The technology that supports treasury in risk management comes from a variety of places. Some risks, such as counterparty exposures, can be managed and hedged in a TMS. Treasury can input its debt or investment policy and set limits per counterparty or investment vehicle. If a bond purchase will increase the company’s exposure to the bond issuer beyond the predetermined limit, for example, the system can generate an alert message and even prohibit the transaction from occurring. One of the risk management finalists at Treasury and Risk’s 2009 Alexander Hamilton Awards conference hailed the benefits of risk management technology, saying, “When news came that one of our counterparties was struggling, I was able to identify our exposures, in real-time, and actually called my CFO before he called me.” Information is power.
Other risk tools include dedicated risk management systems that pull market information, credit information on trading partners, currency exposures and many others. Different solutions address different risks. Until this crisis, however, risk management was one of the most underfunded investments in treasury groups large and small.
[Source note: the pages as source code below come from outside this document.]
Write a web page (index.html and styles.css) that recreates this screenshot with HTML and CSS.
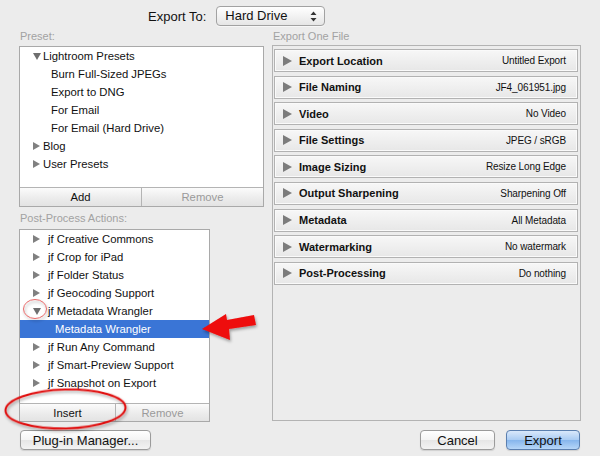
FILE: index.html
```html
<!DOCTYPE html>
<html lang="en">
<head>
<meta charset="UTF-8">
<meta name="viewport" content="width=device-width, initial-scale=1.0">
<title>Export</title>

<link rel="stylesheet" href="styles.css">
</head>
<body>

<div class="dialog">
    <div class="top-bar">
        <span class="export-to">Export To:</span>
        <div class="popup">
            Hard Drive
            <svg class="updown" width="7" height="11" viewBox="0 0 7 11"><path d="M3.5 0.5 L6.5 4 L0.5 4 Z M0.5 7 L6.5 7 L3.5 10.5 Z" fill="#333"/></svg>
        </div>
    </div>

    <div class="main">
        <div class="left">
            <div class="section-label">Preset:</div>
            <div class="list-box preset-box">
                <ul class="tree">
                    <li class="node"><span class="tog open"></span>Lightroom Presets</li>
                    <li class="child">Burn Full-Sized JPEGs</li>
                    <li class="child">Export to DNG</li>
                    <li class="child">For Email</li>
                    <li class="child">For Email (Hard Drive)</li>
                    <li class="node"><span class="tog"></span>Blog</li>
                    <li class="node"><span class="tog"></span>User Presets</li>
                </ul>
                <div class="btn-bar">
                    <button class="bar-btn add">Add</button>
                    <button class="bar-btn off">Remove</button>
                </div>
            </div>

            <div class="section-label second">Post-Process Actions:</div>
            <div class="list-box post-box">
                <ul class="tree post">
                    <li class="node"><span class="tog"></span>jf Creative Commons</li>
                    <li class="node"><span class="tog"></span>jf Crop for iPad</li>
                    <li class="node"><span class="tog"></span>jf Folder Status</li>
                    <li class="node"><span class="tog"></span>jf Geocoding Support</li>
                    <li class="node"><span class="tog open"></span>jf Metadata Wrangler</li>
                    <li class="child selected">Metadata Wrangler</li>
                    <li class="node"><span class="tog"></span>jf Run Any Command</li>
                    <li class="node"><span class="tog"></span>jf Smart-Preview Support</li>
                    <li class="node"><span class="tog"></span>jf Snapshot on Export</li>
                </ul>
                <div class="btn-bar">
                    <button class="bar-btn insert">Insert</button>
                    <button class="bar-btn off">Remove</button>
                </div>
            </div>
        </div>

        <div class="right">
            <div class="section-label">Export One File</div>
            <div class="panel">
                <div class="row"><span class="arrow"></span><span class="title">Export Location</span><span class="value">Untitled Export</span></div>
                <div class="row"><span class="arrow"></span><span class="title">File Naming</span><span class="value">JF4_061951.jpg</span></div>
                <div class="row"><span class="arrow"></span><span class="title">Video</span><span class="value">No Video</span></div>
                <div class="row"><span class="arrow"></span><span class="title">File Settings</span><span class="value">JPEG / sRGB</span></div>
                <div class="row"><span class="arrow"></span><span class="title">Image Sizing</span><span class="value">Resize Long Edge</span></div>
                <div class="row"><span class="arrow"></span><span class="title">Output Sharpening</span><span class="value">Sharpening Off</span></div>
                <div class="row"><span class="arrow"></span><span class="title">Metadata</span><span class="value">All Metadata</span></div>
                <div class="row"><span class="arrow"></span><span class="title">Watermarking</span><span class="value">No watermark</span></div>
                <div class="row"><span class="arrow"></span><span class="title">Post-Processing</span><span class="value">Do nothing</span></div>
            </div>
        </div>
    </div>

    <div class="footer">
        <button class="push plugin">Plug-in Manager...</button>
        <div class="spacer"></div>
        <button class="push cancel">Cancel</button>
        <button class="push export">Export</button>
    </div>

    <!-- red markup drawn on top of the screenshot -->
    <svg class="marks" width="600" height="456" viewBox="0 0 600 456">
        <defs>
            <filter id="shadow" x="-20%" y="-40%" width="140%" height="180%">
                <feDropShadow dx="1" dy="2" stdDeviation="1.5" flood-color="#000" flood-opacity="0.35"/>
            </filter>
        </defs>
        <ellipse cx="35" cy="309" rx="11.5" ry="9.5" fill="none" stroke="#e86a6a" stroke-width="1" filter="url(#shadow)"/>
        <ellipse cx="65.5" cy="409" rx="60" ry="19.5" fill="none" stroke="#e01010" stroke-width="2" transform="rotate(-1.5 65.5 409)" filter="url(#shadow)"/>
        <polygon points="202,329 226,314 227,320 254,315 256,325 229,329 230,340" fill="#ee0a0a" filter="url(#shadow)"/>
    </svg>
</div>

</body>
</html>
```

FILE: styles.css
```css
body {
    margin: 0;
    background-color: #ececec;
    font-family: "Liberation Sans", Arial, sans-serif;
    font-size: 11px;
    color: #111;
}

.dialog {
    position: relative;
    width: 600px;
    height: 456px;
}

/* top popup */
.top-bar {
    display: flex;
    align-items: center;
    height: 29px;
    padding-left: 148px;
    box-sizing: border-box;
    padding-top: 3px;
}

.export-to {
    font-size: 13px;
    margin-right: 10px;
}

.popup {
    position: relative;
    width: 109px;
    height: 20px;
    box-sizing: border-box;
    padding-left: 8px;
    font-size: 13px;
    line-height: 18px;
    border: 1px solid #a2a2a2;
    border-radius: 4px;
    background: linear-gradient(#ffffff, #f2f2f2 50%, #e6e6e6);
    box-shadow: 0 1px 0 rgba(255, 255, 255, 0.6);
}

.updown {
    position: absolute;
    right: 7px;
    top: 4px;
}

/* columns */
.main {
    display: flex;
    align-items: flex-start;
    padding-left: 19px;
}

.left {
    width: 245px;
    margin-right: 8px;
}

.right {
    width: 309px;
}

.section-label {
    height: 14px;
    line-height: 14px;
    color: #a2a2a2;
    padding-left: 1px;
    margin-bottom: 3px;
}

.section-label.second {
    margin-top: 4px;
    margin-bottom: 4px;
}

.list-box {
    border: 1px solid #a9a9a9;
    background-color: #fff;
    display: flex;
    flex-direction: column;
    box-sizing: border-box;
}

.preset-box {
    height: 161px;
}

.post-box {
    width: 191px;
    height: 193px;
}

.tree {
    list-style-type: none;
    margin: 0;
    padding: 0;
    flex: 1;
    font-size: 11.3px;
}

.tree li {
    height: 18px;
    line-height: 18px;
    display: flex;
    align-items: center;
    white-space: nowrap;
}

.tree .node {
    padding-left: 13px;
}

.tree .child {
    padding-left: 31px;
}

.tree.post .child {
    padding-left: 35px;
}

.tog {
    width: 10px;
    flex: none;
    display: flex;
    align-items: center;
}

.tree.post .tog {
    width: 15px;
}

.tog::before {
    content: "";
    border-left: 7px solid #808080;
    border-top: 4px solid transparent;
    border-bottom: 4px solid transparent;
}

.tog.open::before {
    border-left: 4px solid transparent;
    border-right: 4px solid transparent;
    border-top: 7px solid #6e6e6e;
    border-bottom: none;
    margin-top: 1px;
}

.tree .selected {
    background-color: #3a75d6;
    color: #fff;
}

.btn-bar {
    display: flex;
    height: 19px;
    border-top: 1px solid #b4b4b4;
    box-sizing: border-box;
}

.post-box .btn-bar {
    height: 18px;
}

.bar-btn {
    flex: 1;
    margin: 0;
    padding: 0;
    border: none;
    font-family: inherit;
    font-size: 11.3px;
    color: #111;
    background: linear-gradient(#fbfbfb, #ececec 55%, #e3e3e3);
}

.bar-btn + .bar-btn {
    border-left: 1px solid #b4b4b4;
}

.bar-btn.off {
    color: #9a9a9a;
}

.post-box .insert {
    flex: none;
    width: 95px;
}

/* export sections */
.panel {
    height: 376px;
    margin-top: -1px;
    border: 1px solid #b3b3b3;
    box-sizing: border-box;
    padding: 3px 2px 0 1px;
}

.row {
    display: flex;
    align-items: center;
    height: 23px;
    margin-bottom: 3.6px;
    box-sizing: border-box;
    border: 1px solid #b2b2b2;
    box-shadow: inset 0 0 0 1px #fafafa;
    background: linear-gradient(#f7f7f7, #efefef 50%, #e7e7e7);
    padding: 0 11px 0 8px;
}

.arrow {
    width: 0;
    height: 0;
    border-left: 9px solid #7c7c7c;
    border-top: 5px solid transparent;
    border-bottom: 5px solid transparent;
    margin-right: 7px;
}

.title {
    font-weight: bold;
    font-size: 11px;
    flex: 1;
}

.value {
    font-size: 10px;
    letter-spacing: -0.1px;
}

/* bottom buttons */
.footer {
    display: flex;
    padding: 0 20px 0 20px;
    margin-top: 8px;
}

.spacer {
    flex: 1;
}

.push {
    height: 20px;
    padding: 0;
    font-family: inherit;
    font-size: 13px;
    color: #111;
    border: 1px solid #9b9b9b;
    border-radius: 4px;
    background: linear-gradient(#ffffff, #f4f4f4 50%, #e6e6e6 51%, #f3f3f3);
    box-shadow: 0 1px 1px rgba(0, 0, 0, 0.12);
}

.plugin {
    width: 131px;
}

.cancel {
    width: 75px;
    margin-right: 11px;
}

.export {
    width: 74px;
    border-color: #5b7faf;
    background: linear-gradient(#d9e8fb, #a9cbf3 50%, #86b5ec 51%, #b6d6f8);
}

.marks {
    position: absolute;
    left: 0;
    top: 0;
    pointer-events: none;
}
```
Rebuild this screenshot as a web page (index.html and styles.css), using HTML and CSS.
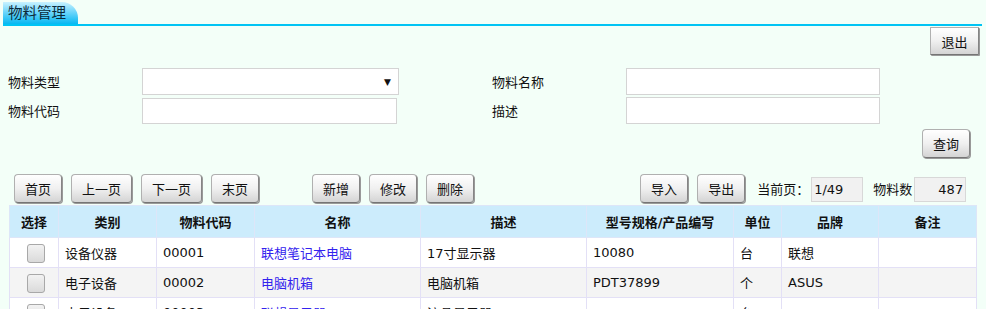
FILE: index.html
```html
<!DOCTYPE html>
<html lang="zh-CN">
<head>
<meta charset="utf-8">
<title>物料管理</title>
<link rel="stylesheet" href="styles.css">
</head>
<body>
<div class="tabbar"><div class="tab">物料管理</div></div>
<div class="topbar"><button class="btn btn-sq">退出</button></div>
<div class="form">
  <label class="lbl">物料类型</label>
  <div class="select w1"><span class="arrow">▼</span></div>
  <label class="lbl lbl2">物料名称</label>
  <input class="txt w2" type="text">
  <label class="lbl">物料代码</label>
  <input class="txt w3" type="text">
  <label class="lbl lbl2">描述</label>
  <input class="txt w2" type="text">
</div>
<div class="qrow"><button class="btn">查询</button></div>
<div class="toolbar">
  <div class="grp">
    <button class="btn">首页</button>
    <button class="btn">上一页</button>
    <button class="btn">下一页</button>
    <button class="btn">末页</button>
  </div>
  <div class="grp g2">
    <button class="btn">新增</button>
    <button class="btn">修改</button>
    <button class="btn">删除</button>
  </div>
  <div class="grp g3">
    <button class="btn">导入</button>
    <button class="btn">导出</button>
    <span class="info">当前页：</span><input class="ro" type="text" value="1/49" readonly>
    <span class="info i2">物料数</span><input class="ro num" type="text" value="487" readonly>
  </div>
</div>
<table class="grid">
  <colgroup>
    <col class="c1"><col class="c2"><col class="c3"><col class="c4"><col class="c5"><col class="c6"><col class="c7"><col class="c8"><col class="c9">
  </colgroup>
  <thead>
    <tr><th>选择</th><th>类别</th><th>物料代码</th><th>名称</th><th>描述</th><th>型号规格/产品编写</th><th>单位</th><th>品牌</th><th>备注</th></tr>
  </thead>
  <tbody>
    <tr><td class="ck"><input type="checkbox" class="cb"></td><td>设备仪器</td><td>00001</td><td><a class="lnk" href="#">联想笔记本电脑</a></td><td>17寸显示器</td><td>10080</td><td>台</td><td>联想</td><td></td></tr>
    <tr class="alt"><td class="ck"><input type="checkbox" class="cb"></td><td>电子设备</td><td>00002</td><td><a class="lnk" href="#">电脑机箱</a></td><td>电脑机箱</td><td>PDT37899</td><td>个</td><td>ASUS</td><td></td></tr>
    <tr><td class="ck"><input type="checkbox" class="cb"></td><td>电子设备</td><td>00003</td><td><a class="lnk" href="#">联想显示器</a></td><td>液晶显示器</td><td></td><td>台</td><td></td><td></td></tr>
  </tbody>
</table>
</body>
</html>
```
FILE: styles.css
```css
html, body {
  margin: 0;
  padding: 0;
  background: #f3fff8;
  font-family: "DejaVu Sans", "Noto Sans CJK SC", sans-serif;
  font-size: 13px;
  color: #111;
  overflow: hidden;
}

.tabbar {
  margin: 0 4px 0 3px;
  padding-top: 2px;
  border-bottom: 2px solid #00c4f4;
  display: flex;
}

.tab {
  width: 70px;
  height: 22px;
  padding-left: 5px;
  line-height: 22px;
  font-size: 14.5px;
  color: #0b2a3a;
  border-top-right-radius: 16px;
  background: linear-gradient(to bottom, #c9f2ff 0%, #6fd6fb 45%, #08b8f2 100%);
}

.topbar {
  display: flex;
  justify-content: flex-end;
  padding: 1px 7px 0 0;
}

.btn {
  font-family: inherit;
  font-size: 13px;
  color: #111;
  height: 29px;
  padding: 0 10px;
  border: 1px solid #b0b0b0;
  border-right-color: #858585;
  border-bottom-color: #757575;
  border-radius: 4px;
  background: linear-gradient(to bottom, #ffffff 0%, #f0f0f0 50%, #d4d4d4 100%);
  box-shadow: 1px 1px 0 #999;
  cursor: pointer;
}

.btn-sq {
  height: 28px;
  width: 49px;
  border-radius: 1px;
}

.form {
  display: grid;
  grid-template-columns: 134px 350px 134px 254px;
  grid-template-rows: 27px 27px;
  row-gap: 2px;
  align-items: center;
  margin-top: 13px;
  padding-left: 8px;
}

.lbl {
  font-size: 13px;
}

.select, .txt {
  box-sizing: border-box;
  height: 27px;
  border: 1px solid #d4d4d4;
  background: #fff;
}

.txt {
  font-family: inherit;
  font-size: 13px;
  padding: 0 4px;
  outline: none;
}

.w1 { width: 257px; }
.w2 { width: 254px; }
.w3 { width: 255px; height: 26px; }

.select {
  display: flex;
  align-items: center;
  justify-content: flex-end;
  padding-right: 7px;
}

.arrow {
  font-size: 9px;
  color: #111;
}

.qrow {
  display: flex;
  justify-content: flex-end;
  padding: 5px 16px 0 0;
}

.toolbar {
  display: flex;
  align-items: center;
  margin-top: 16px;
  padding-left: 14px;
}

.grp {
  display: flex;
  align-items: center;
  gap: 9px;
}

.g2 { margin-left: 53px; }
.g3 { margin-left: 166px; }

.info {
  margin-left: 3px;
  font-size: 13px;
  margin-right: -7px;
}

.i2 { margin-left: 1px; }

.ro {
  box-sizing: border-box;
  width: 52px;
  height: 25px;
  margin-top: 2px;
  border: 1px solid #d8d8d8;
  background: #f1f1f1;
  font-family: inherit;
  font-size: 13px;
  padding: 0 2px;
  color: #111;
  outline: none;
}

.num { text-align: right; }

.grid {
  margin: 2px 0 0 9px;
  width: 967px;
  border-collapse: collapse;
  table-layout: fixed;
}

.c1 { width: 49px; }
.c2 { width: 98px; }
.c3 { width: 98px; }
.c4 { width: 166px; }
.c5 { width: 166px; }
.c6 { width: 147px; }
.c7 { width: 48px; }
.c8 { width: 97px; }
.c9 { width: 98px; }

.grid th {
  height: 32px;
  box-sizing: border-box;
  padding: 0;
  background: #ccecfc;
  border: 1px solid #dde6f8;
  font-weight: bold;
  font-size: 13px;
  color: #111;
  text-align: center;
}

.grid td {
  height: 30px;
  box-sizing: border-box;
  padding: 0 6px;
  border: 1px solid #e3e0f6;
  background: #fff;
  font-size: 13px;
  color: #111;
  white-space: nowrap;
}

.grid tr.alt td {
  background: #f4f4f4;
}

.grid td.ck {
  text-align: center;
  padding: 0;
}

.cb {
  appearance: none;
  -webkit-appearance: none;
  width: 18px;
  height: 19px;
  margin: 2px 0 0 3px;
  vertical-align: middle;
  border: 1px solid #a8a8a8;
  border-radius: 3px;
  background: linear-gradient(to bottom, #f2f2f2, #dadada);
}

.lnk {
  color: #3322ee;
  text-decoration: none;
}
```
Because of this, it is of little surprise that risk is front-of-mind to all treasury groups, and many are looking to put systems in place as they move forward.
Working Capital Automation
Corporations of all sizes identified working capital as a key area of focus. Solutions that automate working capital management empowered corporations by shortening the cash conversion cycle. Further, as working capital is often financed by bank credit lines, reducing borrowing needs by using the corporation’s own cash means lower interest costs.
Responsibilities for working capital management differ by corporate department, with needs varying considerably. In the accounts receivable (A/R) group, for example, a key area of focus and measurement is the ‘hit rate’, or the ability of the group to reconcile payments as they are received. Because of this, A/R groups are highly concerned with actual transactions, and less concerned with aggregate trends.
Treasury groups, however, are very concerned with aggregate trends. When tasked with optimising liquidity and minimising associated risks (such as liquidity shortfalls), for example, the length of time it takes to collect an organisation’s receivables, has significant impact – especially in the current economic environment. As a result, corporate treasurers are increasingly involved in A/R and other working capital processes, as a company’s receivables represent liquidity that will, sooner or later, exist as cash in the organisation’s bank accounts.
Corporations look to their banks and technology vendors to support these processes. As a result, working capital functionality is high on the development list for most banks and the vendors that support them. These solutions address both the transaction-level needs of accounting groups, such as reconciling payments received or event-driven payables released, and aggregate information to assist treasury in cash positioning, forecasting and other liquidity management functions.
Further demonstrating this increased role of treasury groups is the feedback of vendors and banks that support working capital processes through technology solutions. Historically, the sale of payables, receivables and other solutions supporting working capital were targeted at accounting groups: A/R or accounts payable (A/P) managers, controllers, CFOs, etc. Vendors and banks have indicated that over the past year or so, treasury has begun to play a huge role in an organisation’s decision to purchase such solutions. In many cases, treasury is even the group that initiates the relationship.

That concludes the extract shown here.